El Consejo de Derechos Humanos de las Naciones Unidas es, por propia definición, un organismo intergubernamental dentro del sistema de esa institución “compuesto por 47 estados responsables de la promoción y protección de todos los derechos humanos en todo el mundo”. Como es obvio, incorporar en ese organismo a un Estado que, más bien, se ha caracterizado por violarlos sistemáticamente por más de medio siglo es un contrasentido y una burla para las personas que padecen esas violaciones. Por increíble que parezca, sin embargo, eso es lo que acaba de suceder con Cuba, país que ostenta el penoso récord de soportar la dictadura más longeva de Latinoamérica.
Hace más de sesenta años, en efecto, el régimen castrista convirtió la isla caribeña en un territorio en el que los atropellos a las libertades individuales son pan de cada día y la democracia no existe. A lo largo de todo ese tiempo, las noticias sobre fusilamientos y encarcelamientos de opositores, preludiados por procesos de caricatura y tributarios de la más rancia tradición estalinista, han pasmado periódicamente al mundo, levantando olas de protestas de las que solo se han exonerado los vergonzosos secuaces ideológicos de esa tiranía y los que se sienten, por alguna extraña razón, en deuda con ella.
Un falso espíritu de cuerpo regional, por ejemplo, parece haber inducido a conceder tal respaldo al bloque de países de Latinoamérica y el Caribe, en el que se incluye el Perú.

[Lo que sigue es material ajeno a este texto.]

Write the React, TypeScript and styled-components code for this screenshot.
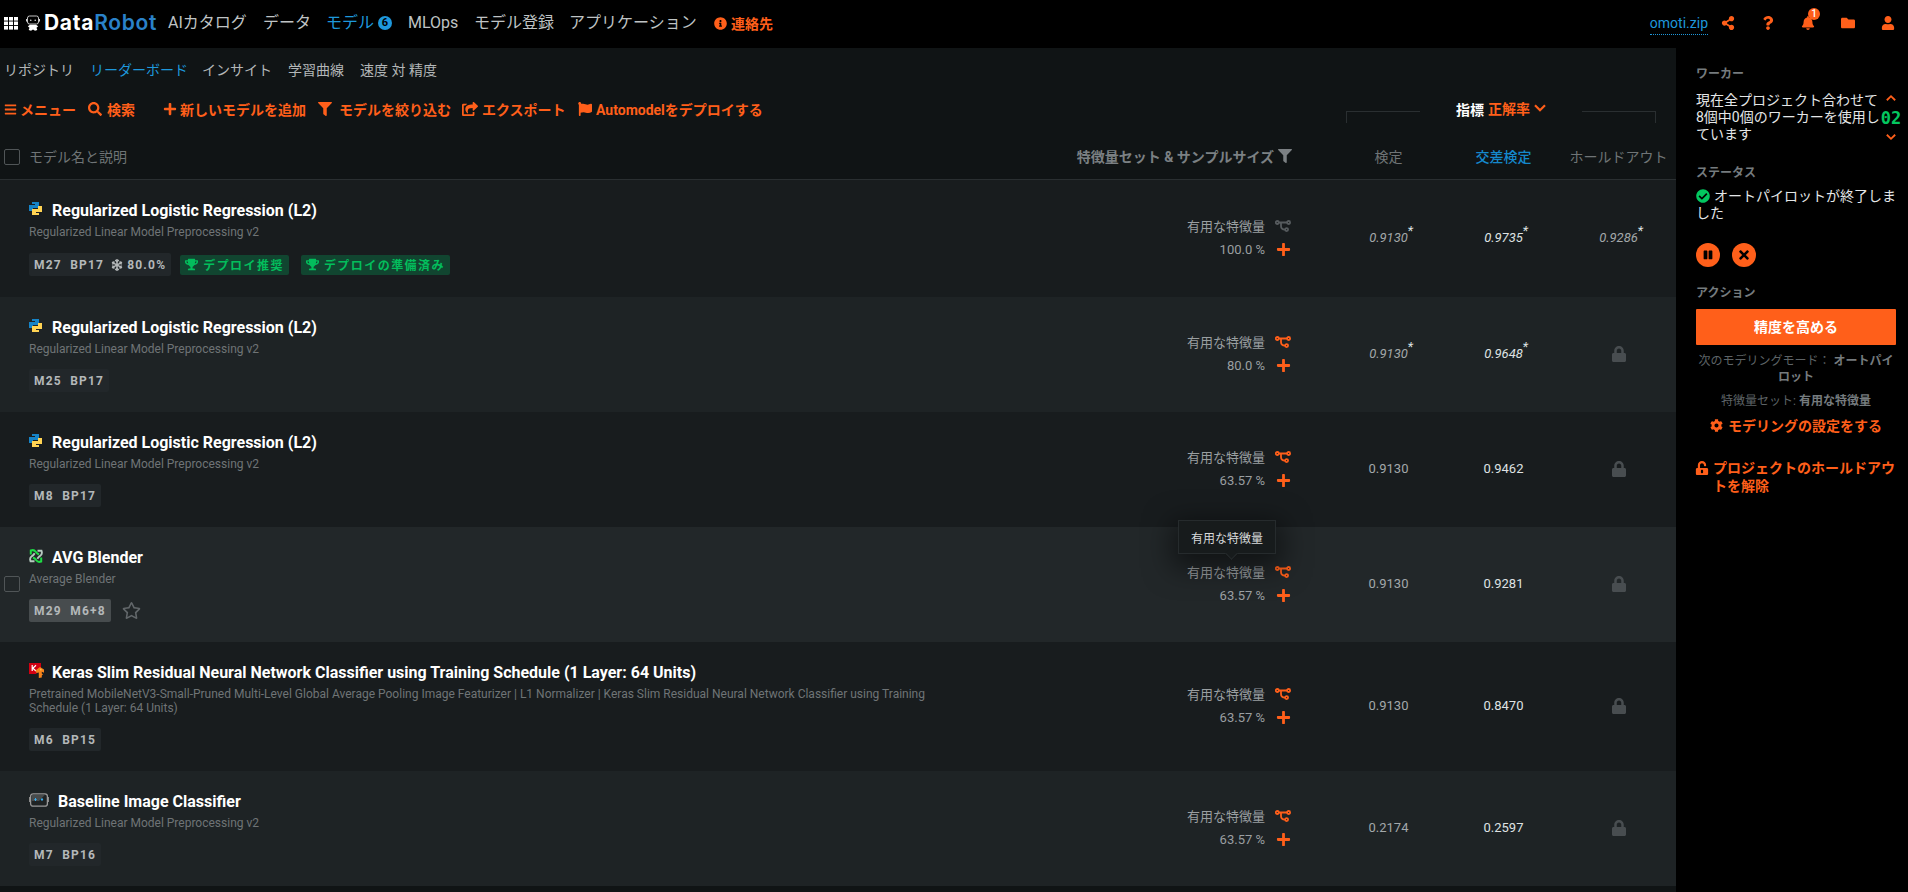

Y así como la opinión pública de cada una de esas naciones se encargará seguramente de tomarle cuentas a su gobierno por semejante despropósito, nos toca a los peruanos hacer lo propio.
Irónicamente, hace un año el Grupo de Lima –una instancia compuesta por 14 estados americanos y establecida en el 2017 con el objetivo de “dar seguimiento y buscar una salida pacífica a la crisis en Venezuela”– emitió un comunicado en el que deploraba “profundamente que el régimen ilegítimo y dictatorial de Nicolás Maduro, responsable de muy graves violaciones a los derechos humanos”, hubiera sido elegido para integrar el mismísimo consejo que nos ocupa.
El régimen chavista, como se sabe, es una especie de retoño tardío pero recargado de la dictadura castrista; y, a pesar de ello, los estados firmantes de ese comunicado –entre ellos, desde luego, el nuestro– no encontraron objeción en secundar ahora el afán de esta última por repetir el cínico gesto de sus epígonos.
Hay que decir que, en este caso, la decisión de nuestra cancillería no ha sido una sorpresa. Desde hace semanas se sabía cuál iba a ser el sentido del voto del Perú sobre este particular en la ONU, y ante las demandas de una justificación para tan deplorable actitud, la respuesta oficial giraba siempre en torno a la supuesta necesidad de “honrar un compromiso” con Cuba, que apoyó la candidatura peruana para integrar la Comisión de Derecho Internacional en el 2016. Es claro, sin embargo, que ningún intercambio de favores diplomáticos debería eclipsar la adhesión de nuestro Estado a la vigencia de los derechos humanos.
Lo que ha ocurrido es algo más que una incoherencia con lo afirmado por el Grupo de Lima un año atrás: es un discreto acto de complicidad con la satrapía más caracterizada de nuestro continente.
Y no hay excusa válida para ello, pues nuestra política exterior no debería, bajo ninguna circunstancia, responder solo a alianzas o conveniencias ocasionales; máxime, cuando ellas suponen traicionar principios. Para estar a tono con la retórica futbolera de estos días, habría que decir que así no juega Perú… O por lo menos, no debería hacerlo.